EXERCISE
Return all the data below as it stands, minus the pictures.
— START COLLECTED DATA —
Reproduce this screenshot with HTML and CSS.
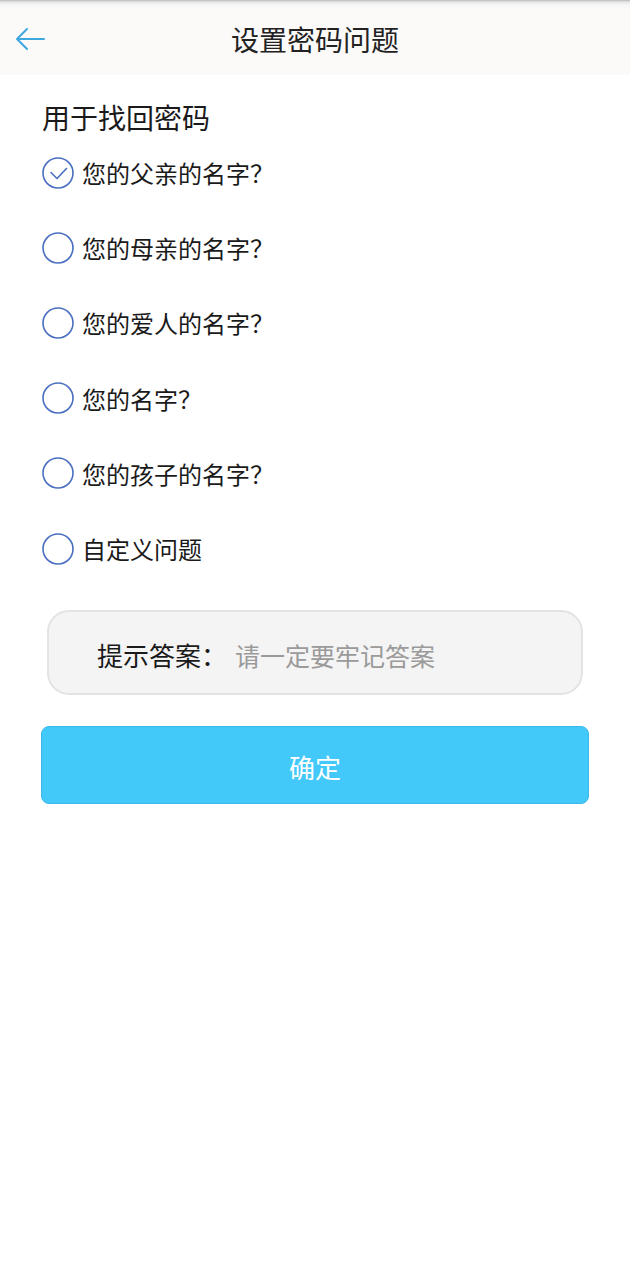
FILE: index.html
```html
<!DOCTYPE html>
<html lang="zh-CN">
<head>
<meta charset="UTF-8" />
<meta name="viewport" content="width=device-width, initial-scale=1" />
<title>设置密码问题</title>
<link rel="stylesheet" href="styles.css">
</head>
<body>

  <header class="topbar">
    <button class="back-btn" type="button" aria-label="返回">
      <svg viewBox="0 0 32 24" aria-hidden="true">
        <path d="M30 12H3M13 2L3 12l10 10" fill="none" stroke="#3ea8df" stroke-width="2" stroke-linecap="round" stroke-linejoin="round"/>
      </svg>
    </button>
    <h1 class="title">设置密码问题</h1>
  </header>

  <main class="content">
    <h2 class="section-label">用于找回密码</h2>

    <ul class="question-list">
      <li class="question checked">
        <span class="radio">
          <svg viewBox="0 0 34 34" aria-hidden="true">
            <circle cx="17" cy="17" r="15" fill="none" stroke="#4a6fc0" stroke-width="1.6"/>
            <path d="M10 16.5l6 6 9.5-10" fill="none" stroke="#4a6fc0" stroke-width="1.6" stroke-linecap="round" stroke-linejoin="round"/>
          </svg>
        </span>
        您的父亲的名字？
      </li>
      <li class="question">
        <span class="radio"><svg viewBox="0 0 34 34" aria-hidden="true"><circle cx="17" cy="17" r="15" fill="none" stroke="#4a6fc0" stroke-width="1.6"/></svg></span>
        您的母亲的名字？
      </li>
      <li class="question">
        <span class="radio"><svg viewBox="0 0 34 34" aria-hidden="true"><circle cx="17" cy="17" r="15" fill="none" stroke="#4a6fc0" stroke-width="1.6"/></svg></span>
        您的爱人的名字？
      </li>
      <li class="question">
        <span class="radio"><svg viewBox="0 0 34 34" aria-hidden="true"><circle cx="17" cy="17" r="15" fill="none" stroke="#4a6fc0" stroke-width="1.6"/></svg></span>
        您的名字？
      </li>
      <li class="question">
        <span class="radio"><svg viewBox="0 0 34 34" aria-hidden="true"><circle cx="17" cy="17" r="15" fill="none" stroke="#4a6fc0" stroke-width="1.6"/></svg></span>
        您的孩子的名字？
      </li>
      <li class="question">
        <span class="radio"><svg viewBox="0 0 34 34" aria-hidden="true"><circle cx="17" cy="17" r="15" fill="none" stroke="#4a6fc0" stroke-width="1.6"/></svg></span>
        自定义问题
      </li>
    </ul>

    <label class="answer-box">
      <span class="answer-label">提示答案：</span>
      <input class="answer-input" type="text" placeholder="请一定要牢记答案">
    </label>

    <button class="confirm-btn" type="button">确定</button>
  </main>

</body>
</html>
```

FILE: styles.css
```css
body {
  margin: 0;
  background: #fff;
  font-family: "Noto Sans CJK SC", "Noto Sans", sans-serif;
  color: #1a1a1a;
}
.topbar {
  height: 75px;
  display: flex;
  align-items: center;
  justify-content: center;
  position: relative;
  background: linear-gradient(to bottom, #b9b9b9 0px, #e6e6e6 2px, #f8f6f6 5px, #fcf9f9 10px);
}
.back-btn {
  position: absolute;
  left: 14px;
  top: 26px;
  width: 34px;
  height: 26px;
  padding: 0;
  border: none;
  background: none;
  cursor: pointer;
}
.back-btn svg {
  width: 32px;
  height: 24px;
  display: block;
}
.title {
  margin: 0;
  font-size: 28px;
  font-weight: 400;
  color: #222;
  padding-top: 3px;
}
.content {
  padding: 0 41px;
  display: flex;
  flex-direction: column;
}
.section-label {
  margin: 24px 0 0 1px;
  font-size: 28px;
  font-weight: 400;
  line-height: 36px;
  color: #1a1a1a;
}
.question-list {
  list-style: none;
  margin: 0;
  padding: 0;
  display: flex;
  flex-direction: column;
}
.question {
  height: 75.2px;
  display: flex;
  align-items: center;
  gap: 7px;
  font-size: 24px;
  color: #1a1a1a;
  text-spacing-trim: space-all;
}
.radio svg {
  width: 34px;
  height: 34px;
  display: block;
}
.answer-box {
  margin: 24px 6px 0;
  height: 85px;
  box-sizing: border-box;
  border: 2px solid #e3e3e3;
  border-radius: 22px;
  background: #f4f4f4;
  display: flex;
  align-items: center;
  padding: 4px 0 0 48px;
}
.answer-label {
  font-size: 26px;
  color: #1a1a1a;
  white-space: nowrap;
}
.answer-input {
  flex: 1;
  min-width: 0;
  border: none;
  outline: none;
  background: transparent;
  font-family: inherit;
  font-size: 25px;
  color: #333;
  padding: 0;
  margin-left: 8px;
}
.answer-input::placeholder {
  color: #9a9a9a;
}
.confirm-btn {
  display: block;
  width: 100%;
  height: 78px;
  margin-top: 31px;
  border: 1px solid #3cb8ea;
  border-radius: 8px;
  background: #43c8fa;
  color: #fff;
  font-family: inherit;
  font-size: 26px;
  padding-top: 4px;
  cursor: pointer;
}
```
— END COLLECTED DATA —
EXERCISE SOLUTION
Reproduce this screenshot with HTML and CSS.
FILE: index.html
```html
<!DOCTYPE html>
<html lang="zh-CN">
<head>
<meta charset="UTF-8" />
<meta name="viewport" content="width=device-width, initial-scale=1" />
<title>设置密码问题</title>
<link rel="stylesheet" href="styles.css">
</head>
<body>

  <header class="topbar">
    <button class="back-btn" type="button" aria-label="返回">
      <svg viewBox="0 0 32 24" aria-hidden="true">
        <path d="M30 12H3M13 2L3 12l10 10" fill="none" stroke="#3ea8df" stroke-width="2" stroke-linecap="round" stroke-linejoin="round"/>
      </svg>
    </button>
    <h1 class="title">设置密码问题</h1>
  </header>

  <main class="content">
    <h2 class="section-label">用于找回密码</h2>

    <ul class="question-list">
      <li class="question checked">
        <span class="radio">
          <svg viewBox="0 0 34 34" aria-hidden="true">
            <circle cx="17" cy="17" r="15" fill="none" stroke="#4a6fc0" stroke-width="1.6"/>
            <path d="M10 16.5l6 6 9.5-10" fill="none" stroke="#4a6fc0" stroke-width="1.6" stroke-linecap="round" stroke-linejoin="round"/>
          </svg>
        </span>
        您的父亲的名字？
      </li>
      <li class="question">
        <span class="radio"><svg viewBox="0 0 34 34" aria-hidden="true"><circle cx="17" cy="17" r="15" fill="none" stroke="#4a6fc0" stroke-width="1.6"/></svg></span>
        您的母亲的名字？
      </li>
      <li class="question">
        <span class="radio"><svg viewBox="0 0 34 34" aria-hidden="true"><circle cx="17" cy="17" r="15" fill="none" stroke="#4a6fc0" stroke-width="1.6"/></svg></span>
        您的爱人的名字？
      </li>
      <li class="question">
        <span class="radio"><svg viewBox="0 0 34 34" aria-hidden="true"><circle cx="17" cy="17" r="15" fill="none" stroke="#4a6fc0" stroke-width="1.6"/></svg></span>
        您的名字？
      </li>
      <li class="question">
        <span class="radio"><svg viewBox="0 0 34 34" aria-hidden="true"><circle cx="17" cy="17" r="15" fill="none" stroke="#4a6fc0" stroke-width="1.6"/></svg></span>
        您的孩子的名字？
      </li>
      <li class="question">
        <span class="radio"><svg viewBox="0 0 34 34" aria-hidden="true"><circle cx="17" cy="17" r="15" fill="none" stroke="#4a6fc0" stroke-width="1.6"/></svg></span>
        自定义问题
      </li>
    </ul>

    <label class="answer-box">
      <span class="answer-label">提示答案：</span>
      <input class="answer-input" type="text" placeholder="请一定要牢记答案">
    </label>

    <button class="confirm-btn" type="button">确定</button>
  </main>

</body>
</html>
```

FILE: styles.css
```css
body {
  margin: 0;
  background: #fff;
  font-family: "Noto Sans CJK SC", "Noto Sans", sans-serif;
  color: #1a1a1a;
}
.topbar {
  height: 75px;
  display: flex;
  align-items: center;
  justify-content: center;
  position: relative;
  background: linear-gradient(to bottom, #b9b9b9 0px, #e6e6e6 2px, #f8f6f6 5px, #fcf9f9 10px);
}
.back-btn {
  position: absolute;
  left: 14px;
  top: 26px;
  width: 34px;
  height: 26px;
  padding: 0;
  border: none;
  background: none;
  cursor: pointer;
}
.back-btn svg {
  width: 32px;
  height: 24px;
  display: block;
}
.title {
  margin: 0;
  font-size: 28px;
  font-weight: 400;
  color: #222;
  padding-top: 3px;
}
.content {
  padding: 0 41px;
  display: flex;
  flex-direction: column;
}
.section-label {
  margin: 24px 0 0 1px;
  font-size: 28px;
  font-weight: 400;
  line-height: 36px;
  color: #1a1a1a;
}
.question-list {
  list-style: none;
  margin: 0;
  padding: 0;
  display: flex;
  flex-direction: column;
}
.question {
  height: 75.2px;
  display: flex;
  align-items: center;
  gap: 7px;
  font-size: 24px;
  color: #1a1a1a;
  text-spacing-trim: space-all;
}
.radio svg {
  width: 34px;
  height: 34px;
  display: block;
}
.answer-box {
  margin: 24px 6px 0;
  height: 85px;
  box-sizing: border-box;
  border: 2px solid #e3e3e3;
  border-radius: 22px;
  background: #f4f4f4;
  display: flex;
  align-items: center;
  padding: 4px 0 0 48px;
}
.answer-label {
  font-size: 26px;
  color: #1a1a1a;
  white-space: nowrap;
}
.answer-input {
  flex: 1;
  min-width: 0;
  border: none;
  outline: none;
  background: transparent;
  font-family: inherit;
  font-size: 25px;
  color: #333;
  padding: 0;
  margin-left: 8px;
}
.answer-input::placeholder {
  color: #9a9a9a;
}
.confirm-btn {
  display: block;
  width: 100%;
  height: 78px;
  margin-top: 31px;
  border: 1px solid #3cb8ea;
  border-radius: 8px;
  background: #43c8fa;
  color: #fff;
  font-family: inherit;
  font-size: 26px;
  padding-top: 4px;
  cursor: pointer;
}
```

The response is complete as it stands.